Ate these are the 25 most important tweets? Some I’ve never seen before, but they are a good representation of all that Twitter was.
I’ve stopped using Twitter, which I used heavily and evangelized for since June 2007, and it’s still kind of amazing how quickly it stopped being the place that hosted the “global conversation”.
It’s not a great sign that more 10% of these tweets are Donald Trump, tho.
Farhad Manjoo in The New York Times:
To people unfamiliar with the American criminal justice system, Baldwin’s decision sounds reasonable: Something terrible happened, and he wanted to help. But defense lawyers I talked to said Baldwin’s case should serve as a reminder that if you are involved in a serious incident, it’s best not to talk to the police unless you have an attorney present.
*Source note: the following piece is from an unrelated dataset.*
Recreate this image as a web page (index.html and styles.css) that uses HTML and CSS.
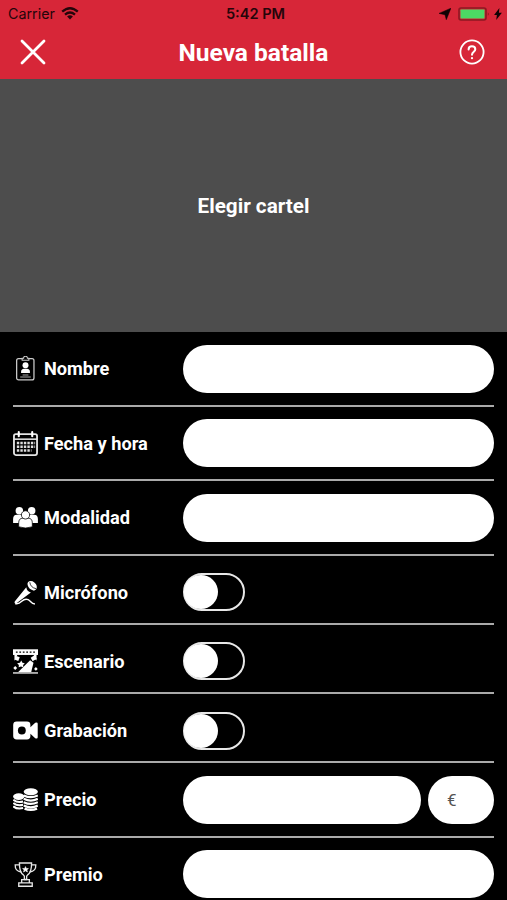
FILE: index.html
```html
<!DOCTYPE html>
<html lang="es">
<head>
<meta charset="UTF-8">
<meta name="viewport" content="width=device-width, initial-scale=1.0">
<title>Nueva batalla</title>
<link rel="stylesheet" href="styles.css">
</head>
<body>
<header class="header">
    <div class="status">
        <div class="status-left">
            <span class="carrier">Carrier</span>
            <svg class="wifi" width="18" height="13" viewBox="0 0 18 13">
                <path d="M1.2 4.7Q9-2.2 16.8 4.7M4 7.6Q9 3.4 14 7.6" fill="none" stroke="#25050a" stroke-width="2.3"/>
                <path d="M6.1 9.4Q9 7.1 11.9 9.4L9 12.4z" fill="#25050a"/>
            </svg>
        </div>
        <span class="time">5:42 PM</span>
        <div class="status-right">
            <svg width="12" height="12" viewBox="0 0 12 12"><path d="M11.9.2 7.3 11.7 6 6.7 0 5.4z" fill="#100204" stroke="#100204" stroke-width=".5"/></svg>
            <svg width="32" height="14" viewBox="0 0 32 14">
                <rect x="1" y="1" width="27" height="12" rx="2" fill="none" stroke="#8d1822" stroke-width="1.6"/>
                <rect x="2.5" y="2.5" width="24" height="9" rx=".7" fill="#4cd964"/>
                <path d="M29.8 5.2q2 1.8 0 3.6z" fill="#8d1822"/>
            </svg>
            <svg width="8" height="12" viewBox="0 0 8 12"><path d="M5.4 0 .1 7h2.8L2.2 12 7.9 4.7H4.9z" fill="#100204"/></svg>
        </div>
    </div>
    <div class="nav">
        <svg width="26" height="26" viewBox="0 0 26 26"><path d="M2 2 24 24M24 2 2 24" stroke="#fff" stroke-width="2.8" stroke-linecap="round"/></svg>
        <h1 class="title">Nueva batalla</h1>
        <svg width="26" height="26" viewBox="0 0 26 26" fill="none" stroke="#fff" stroke-linecap="round">
            <circle cx="13" cy="13" r="11.6" stroke-width="1.8"/>
            <path d="M9.6 10.4C9.6 6.2 16.3 6.4 16.3 10.2C16.3 12.8 13 12.6 13 15.8" stroke-width="2"/>
            <path d="M13 19v.2" stroke-width="2.2"/>
        </svg>
    </div>
</header>

<div class="poster">Elegir cartel</div>

<form class="form">
    <div class="row">
        <div class="label">
            <svg class="icon" viewBox="0 0 26 26">
                <rect x="3.8" y="2.8" width="18" height="22" rx="2" fill="none" stroke="#ccc" stroke-width="1.3"/>
                <path d="M9.5 4.5V2.3H11a2 2 0 0 1 4 0h1.5v2.2z" fill="#000" stroke="#ccc" stroke-width="1.1"/>
                <circle cx="13" cy="9.6" r="3.1" fill="#fff"/>
                <path d="M8.4 17.8v-1.4q0-2.6 3.1-3.1h3q3.1.5 3.1 3.1v1.4z" fill="#fff"/>
                <path d="M10 19.7h6M7.5 21.9h11" stroke="#aaa" stroke-width="1.1"/>
            </svg>
            Nombre
        </div>
        <input class="field" type="text">
    </div>
    <div class="row">
        <div class="label">
            <svg class="icon" viewBox="0 0 26 26">
                <rect x="1" y="3.2" width="24" height="21.8" rx="2" fill="none" stroke="#e4e4e4" stroke-width="1.9"/>
                <path d="M1 8.5h24" stroke="#e4e4e4" stroke-width="1.6"/>
                <path d="M6 1.2v4.3M20 1.2v4.3" stroke="#fff" stroke-width="2.2" stroke-linecap="round"/>
                <path d="M4 12.5h19M4 16.4h19M4 20.3h15.2" stroke="#ddd" stroke-width="2.4" stroke-dasharray="2.5 1.15"/>
            </svg>
            Fecha y hora
        </div>
        <input class="field" type="text">
    </div>
    <div class="row">
        <div class="label">
            <svg class="icon" viewBox="0 0 26 26" fill="#fff">
                <circle cx="6.6" cy="6" r="3.9"/>
                <circle cx="19.4" cy="6" r="3.9"/>
                <path d="M.1 18.6v-4q0-4.4 4-4.4h4q3 0 3.5 3v5.4zM25.9 18.6v-4q0-4.4-4-4.4h-4q-3 0-3.5 3v5.4z"/>
                <g stroke="#000" stroke-width=".8">
                    <path d="M5.9 22.7v-4q0-5 4.4-5h5.4q4.4 0 4.4 5v4Q13 25.2 5.9 22.7z"/>
                    <circle cx="13" cy="10.3" r="4.3"/>
                </g>
            </svg>
            Modalidad
        </div>
        <input class="field" type="text">
    </div>
    <div class="row row-short">
        <div class="label">
            <svg class="icon" viewBox="0 0 26 26">
                <path d="M13.8 7.6 1.8 22.3q-1 2.7 1.8 1.9L18.6 12.9Q14.5 12 13.8 7.6z" fill="#fff"/>
                <path d="M15.2 5.3C14.2 1 19 0 22.2 2.5S26 9.6 21.8 11.1Q16.4 10 15.2 5.3z" fill="#fff"/>
                <path d="M17.5 2.4Q18.2 7.9 24 9" fill="none" stroke="#000" stroke-width=".8"/>
                <path d="M2.3 24.4C9 26.5 9.3 17.5 15.7 20.4C19 22 18.5 24.5 22.8 24.9" fill="none" stroke="#fff" stroke-width="1.5"/>
            </svg>
            Micrófono
        </div>
        <label class="toggle"><input type="checkbox"><span class="knob"></span></label>
    </div>
    <div class="row row-short">
        <div class="label">
            <svg class="icon" viewBox="0 0 26 26" fill="#fff">
                <path d="M0 .3h26v5.9H0z"/>
                <path d="M3 3.2h20" stroke="#000" stroke-width="1.3" stroke-dasharray="1.8 1.8"/>
                <path d="M1.5 5.5h3.2L2.8 10.8 1.5 12zM24.5 5.5h-3.2l1.9 5.3 1.3 1.2z"/>
                <path d="M3.6 7.3 7 8.6 5.5 12.4 2.1 11.1zM18.4 9l4-2.4 2.2 3.6-4.2 2.5z"/>
                <path d="M17.8 11.6 5.2 24.2h13.7l2.4-10z"/>
                <path d="M8.6 12l1.2 2.2 2.5.6-1.8 1.8.2 2.5-2.4-1-2.4 1 .2-2.5-1.8-1.8 2.9-.6zM2.3 17.8l2 2-2 2-2-2zM23.8 18.8l1.9 1.9-1.9 1.9-1.9-1.9z"/>
                <path d="M0 24h26v1.8H0z" fill="#bbb"/>
            </svg>
            Escenario
        </div>
        <label class="toggle"><input type="checkbox"><span class="knob"></span></label>
    </div>
    <div class="row row-short">
        <div class="label">
            <svg class="icon" viewBox="0 0 26 26">
                <path d="M3.9 3.7h10.6q3.6 0 3.6 3.6v2.2l5-4.6q2.6-1 2.6 1v14.2q0 2-2.6 1l-5-4.6v2.2q0 3.6-3.6 3.6H3.9Q.2 22.3.2 18.7V7.3q0-3.6 3.7-3.6z" fill="#fff"/>
                <circle cx="9.2" cy="13" r="4.1" fill="#000"/>
            </svg>
            Grabación
        </div>
        <label class="toggle"><input type="checkbox"><span class="knob"></span></label>
    </div>
    <div class="row">
        <div class="label">
            <svg class="icon" viewBox="0 0 26 26">
                <ellipse cx="6" cy="10" rx="5.9" ry="3.4" fill="#fff"/>
                <path d="M.3 13.2Q4 16.7 10.5 15.1M.3 16.6Q4 20.1 10.5 18.5M.3 20Q4 23.4 10.5 21.9" fill="none" stroke="#fff" stroke-width="2.2"/>
                <ellipse cx="18.5" cy="5.7" rx="8" ry="4.4" fill="#000"/>
                <ellipse cx="18.5" cy="5" rx="7.4" ry="3.7" fill="#fff"/>
                <path d="M11.2 8.8Q18.5 12.4 25.8 8.8M11.2 12.3Q18.5 15.9 25.8 12.3M11.2 15.8Q18.5 19.4 25.8 15.8M11.2 19.3Q18.5 22.9 25.8 19.3M12 22.5Q18.5 25.3 25 22.5" fill="none" stroke="#fff" stroke-width="2.3"/>
            </svg>
            Precio
        </div>
        <input class="field" type="text">
        <input class="field currency" type="text" placeholder="€">
    </div>
    <div class="row">
        <div class="label">
            <svg class="icon" viewBox="0 0 26 26" fill="none" stroke="#e6e6e6" stroke-width="1.4">
                <path d="M6.7 1h12.6q.2 9.5-4.1 12.4l-1 1.4v3.4h-2.4v-3.4l-1-1.4Q6.5 10.5 6.7 1z"/>
                <path d="M6.7 3H2.3Q2 9.7 8.6 10.4M19.3 3h4.4q.3 6.7-6.3 7.4"/>
                <path d="M9 21.6v-3.2h8v3.2M6 25.2v-3.5h14v3.5z"/>
                <path d="M13 4.8l.9 2h2.1l-1.6 1.4.6 2.2-2-1.2-2 1.2.6-2.2L10 6.8h2.1z" fill="#fff" stroke-width=".7"/>
            </svg>
            Premio
        </div>
        <input class="field" type="text">
    </div>
</form>
</body>
</html>
```
FILE: styles.css
```css
* {
    box-sizing: border-box;
}
body {
    margin: 0;
    height: 900px;
    overflow: hidden;
    background: #000;
    color: #fff;
    font-family: Roboto, sans-serif;
}
svg {
    display: block;
    flex: none;
}
.header {
    height: 79px;
    background: #d72638;
}
.status {
    display: grid;
    grid-template-columns: 1fr auto 1fr;
    align-items: center;
    height: 27px;
    padding: 0 5px 0 8px;
    color: #25050a;
    font-family: Inter, sans-serif;
    font-size: 14.3px;
}
.status-left {
    display: flex;
    align-items: center;
    gap: 6px;
}
.status-right {
    display: flex;
    align-items: center;
    justify-content: flex-end;
    gap: 7px;
}
.status-right svg:last-child {
    margin-left: -3px;
}
.time {
    padding-left: 1px;
    font-size: 14.6px;
    font-weight: 600;
}
.nav {
    display: flex;
    align-items: center;
    justify-content: space-between;
    height: 50px;
    padding: 0 22px 0 20px;
}
.title {
    margin: 0;
    padding-left: 2px;
    font-size: 24.5px;
    font-weight: 700;
}
.poster {
    display: flex;
    align-items: center;
    justify-content: center;
    height: 253px;
    background: #4d4d4d;
    font-size: 20.7px;
    font-weight: 700;
}
.form {
    padding: 0 13px;
}
.row {
    display: flex;
    align-items: center;
    gap: 7px;
    height: 74.6px;
    padding-top: 1px;
    border-bottom: 2px solid #aaa;
}
.row-short {
    height: 69.1px;
    padding-top: 6px;
}
.label {
    display: flex;
    align-items: center;
    flex: none;
    gap: 6px;
    width: 163px;
    font-size: 18.2px;
    font-weight: 700;
}
.icon {
    width: 25px;
    height: 25px;
}
.field {
    flex: 1;
    min-width: 0;
    height: 48px;
    padding: 0 19px;
    border: none;
    border-radius: 24px;
    background: #fff;
    font-family: Roboto, sans-serif;
    font-size: 17px;
}
.field::placeholder {
    color: #555;
}
.currency {
    flex: none;
    width: 66px;
}
.toggle {
    display: flex;
    align-items: center;
    width: 62px;
    height: 38px;
    border: 2px solid #e8e8e8;
    border-radius: 19px;
}
.toggle input {
    display: none;
}
.knob {
    width: 34px;
    height: 34px;
    margin-left: -1px;
    border-radius: 50%;
    background: #fff;
}
.toggle input:checked + .knob {
    margin-left: auto;
}
```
Manjoo is right, but it’s easier said than done to just shut the fuck up. Police rely on social engineering.
Manjoo cites an entertaining 48-minute video in which a law professor argues that nothing good can come from talking with cops no matter how innocent you are followed by a long-time-cop-turned-law-student telling you how he operated during interrogations which only confirms the need to shut the fuck up.